Disclaimer
This edited version has been archived due to the length of time since original publication. It should not be regarded as indicative of the ATO's current views. The law may have changed since original publication, and views in the edited version may also be affected by subsequent precedents and new approaches to the application of the law.

You cannot rely on this record in your tax affairs. It is not binding and provides you with no protection (including from any underpaid tax, penalty or interest). In addition, this record is not an authority for the purposes of establishing a reasonably arguable position for you to apply to your own circumstances.

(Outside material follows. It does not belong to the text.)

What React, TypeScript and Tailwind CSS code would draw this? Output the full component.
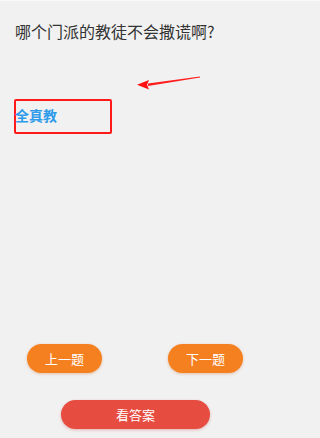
import React from "react";

export default function App() {
  return (
    <div
      className="relative flex h-[438px] w-full flex-col overflow-hidden bg-[#f1f1f1]"
      style={{ fontFamily: '"Noto Sans CJK SC", "Noto Sans", sans-serif' }}
    >
      <div className="h-[1px] bg-[#fafafa]" />
      <div className="px-[15px] pt-[19px] text-[16px] leading-[22px] text-[#333333]">
        哪个门派的教徒不会撒谎啊?
      </div>

      <div className="mt-[57px] ml-[14px] h-[35px] w-[98px] rounded-[2px] border-2 border-[#ff1a1a]">
        <div className="-ml-[1px] pt-[4px] text-[14px] font-bold leading-[20px] text-[#2f9bea]">全真教</div>
      </div>

      <div className="flex-1" />

      <div className="flex w-[270px] justify-between px-[27px]">
        <button className="h-[29px] w-[75px] rounded-full bg-[#f5801f] text-[13px] text-white shadow-[0_1px_3px_rgba(200,100,30,0.35)]">
          上一题
        </button>
        <button className="h-[29px] w-[75px] rounded-full bg-[#f5801f] text-[13px] text-white shadow-[0_1px_3px_rgba(200,100,30,0.35)]">
          下一题
        </button>
      </div>

      <div className="mt-[27px] mb-[9px] flex w-[270px] justify-center">
        <button className="ml-[1px] h-[29px] w-[149px] rounded-full bg-[#e74c41] text-[13px] text-white shadow-[0_1px_3px_rgba(200,60,50,0.35)]">
          看答案
        </button>
      </div>

      <svg
        className="absolute left-[134px] top-[72px]"
        width="70"
        height="20"
        viewBox="0 0 70 20"
      >
        <polygon points="66,4.6 14,11.5 14,14 66,5.4" fill="#ff1010" opacity="0.95" />
        <polygon points="3,12.8 15,8 13,12.8 15,17.5" fill="#ff1010" />
      </svg>
    </div>
  );
}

For more information on the status of edited versions of private advice and reasons we publish them, see PS LA 2008/4.

Edited version of your written advice

Authorisation Number: 1051318193759

Date of advice: 7 December 2017

Ruling

Subject: CGT – deceased estate

Question 1

Will the Commissioner exercise his discretion under section 118-195 of the Income Tax Assessment Act 1997 (ITAA 1997) and extend the two year time period for disposal of the interest in the property you acquired from X’s estate?

Answer

Yes

This ruling applies for the following period:

Year ended 30 June 2017

The scheme commenced on:

1 July 2016

Relevant facts and circumstances

X acquired the property before 20 September 1985.

The property was your X and Y’s main residence since acquisition.

X died intestate.

The Public Trustee administered X’s estate and you received an interest in the property.

Y continued to live in the property until their death.

Y’s will left you an additional interest in the property as a beneficiary of their estate.

The property was placed on the market and a contract of sale was signed on XXXX, with settlement occurring on XXXX.

The property remained vacant from the date of Y’s death.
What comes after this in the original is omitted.